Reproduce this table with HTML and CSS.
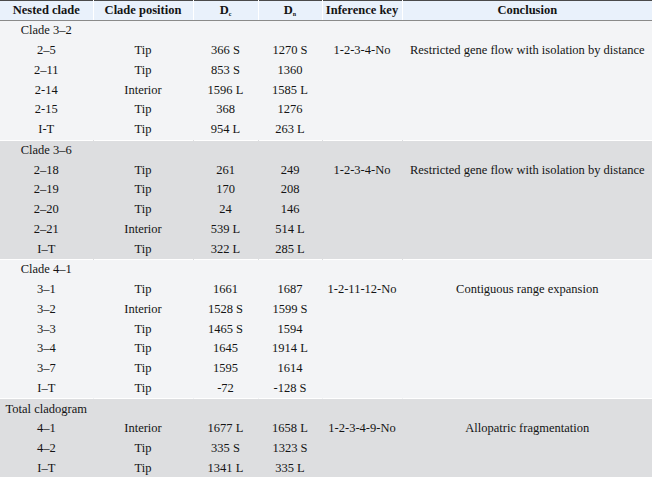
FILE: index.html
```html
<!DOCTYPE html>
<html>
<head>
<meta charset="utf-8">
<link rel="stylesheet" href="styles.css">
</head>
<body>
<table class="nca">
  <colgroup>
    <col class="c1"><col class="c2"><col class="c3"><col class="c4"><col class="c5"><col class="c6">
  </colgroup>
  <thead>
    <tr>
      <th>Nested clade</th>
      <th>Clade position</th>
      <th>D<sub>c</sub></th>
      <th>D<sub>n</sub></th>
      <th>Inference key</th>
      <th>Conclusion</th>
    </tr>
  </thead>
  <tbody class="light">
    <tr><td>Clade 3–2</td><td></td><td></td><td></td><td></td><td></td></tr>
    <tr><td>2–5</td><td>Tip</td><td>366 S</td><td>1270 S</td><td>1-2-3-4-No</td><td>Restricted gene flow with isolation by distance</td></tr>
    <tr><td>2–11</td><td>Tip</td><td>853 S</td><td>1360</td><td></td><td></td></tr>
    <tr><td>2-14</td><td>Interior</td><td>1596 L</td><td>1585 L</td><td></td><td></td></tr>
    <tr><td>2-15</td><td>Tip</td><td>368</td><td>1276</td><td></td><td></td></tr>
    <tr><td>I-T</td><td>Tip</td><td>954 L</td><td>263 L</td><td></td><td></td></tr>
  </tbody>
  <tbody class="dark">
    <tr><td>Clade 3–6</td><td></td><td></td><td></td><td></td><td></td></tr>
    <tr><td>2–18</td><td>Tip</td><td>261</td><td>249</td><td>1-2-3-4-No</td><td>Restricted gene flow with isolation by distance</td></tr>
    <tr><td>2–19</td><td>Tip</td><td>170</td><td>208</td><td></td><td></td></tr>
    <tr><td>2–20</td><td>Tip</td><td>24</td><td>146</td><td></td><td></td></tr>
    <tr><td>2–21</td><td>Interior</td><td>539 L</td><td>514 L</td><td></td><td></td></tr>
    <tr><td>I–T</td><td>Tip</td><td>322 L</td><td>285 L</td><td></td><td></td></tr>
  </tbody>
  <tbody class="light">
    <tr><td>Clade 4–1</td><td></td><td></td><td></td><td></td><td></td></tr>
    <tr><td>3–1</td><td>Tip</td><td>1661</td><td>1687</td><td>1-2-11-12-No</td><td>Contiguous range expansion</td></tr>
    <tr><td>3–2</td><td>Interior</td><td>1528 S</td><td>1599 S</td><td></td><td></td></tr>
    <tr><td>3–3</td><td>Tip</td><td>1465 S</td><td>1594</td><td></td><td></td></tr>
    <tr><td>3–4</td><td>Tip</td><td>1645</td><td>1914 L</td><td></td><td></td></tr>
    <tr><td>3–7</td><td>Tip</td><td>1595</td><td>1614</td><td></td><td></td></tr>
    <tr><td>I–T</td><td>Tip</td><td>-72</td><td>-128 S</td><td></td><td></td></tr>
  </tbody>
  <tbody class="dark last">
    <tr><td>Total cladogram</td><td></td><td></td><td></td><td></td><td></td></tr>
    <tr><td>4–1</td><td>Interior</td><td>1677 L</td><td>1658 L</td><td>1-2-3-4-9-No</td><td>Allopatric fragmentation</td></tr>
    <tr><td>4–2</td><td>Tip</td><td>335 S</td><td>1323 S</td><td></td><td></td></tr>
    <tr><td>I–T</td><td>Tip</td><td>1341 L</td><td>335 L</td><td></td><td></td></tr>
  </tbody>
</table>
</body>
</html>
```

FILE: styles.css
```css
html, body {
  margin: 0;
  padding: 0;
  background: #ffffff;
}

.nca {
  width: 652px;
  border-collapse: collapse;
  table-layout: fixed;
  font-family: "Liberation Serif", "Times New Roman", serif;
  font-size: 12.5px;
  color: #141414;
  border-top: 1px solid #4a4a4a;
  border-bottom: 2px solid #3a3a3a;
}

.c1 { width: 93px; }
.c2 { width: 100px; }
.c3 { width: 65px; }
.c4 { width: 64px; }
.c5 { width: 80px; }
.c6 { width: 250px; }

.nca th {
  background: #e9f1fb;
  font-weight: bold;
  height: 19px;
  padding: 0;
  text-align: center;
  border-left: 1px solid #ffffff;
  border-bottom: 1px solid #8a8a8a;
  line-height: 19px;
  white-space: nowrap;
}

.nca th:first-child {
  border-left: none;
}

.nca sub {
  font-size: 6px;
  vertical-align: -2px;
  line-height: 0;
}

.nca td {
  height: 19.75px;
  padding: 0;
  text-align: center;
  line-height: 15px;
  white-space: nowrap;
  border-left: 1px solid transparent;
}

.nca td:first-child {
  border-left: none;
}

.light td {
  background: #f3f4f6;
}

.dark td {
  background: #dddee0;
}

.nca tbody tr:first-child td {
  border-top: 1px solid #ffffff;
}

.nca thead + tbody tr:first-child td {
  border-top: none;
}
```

→ What the exercise asks: Return every line above that contains the word "with".

→ Full response:
Reproduce this table with HTML and CSS.
    <tr><td>2–5</td><td>Tip</td><td>366 S</td><td>1270 S</td><td>1-2-3-4-No</td><td>Restricted gene flow with isolation by distance</td></tr>
    <tr><td>2–18</td><td>Tip</td><td>261</td><td>249</td><td>1-2-3-4-No</td><td>Restricted gene flow with isolation by distance</td></tr>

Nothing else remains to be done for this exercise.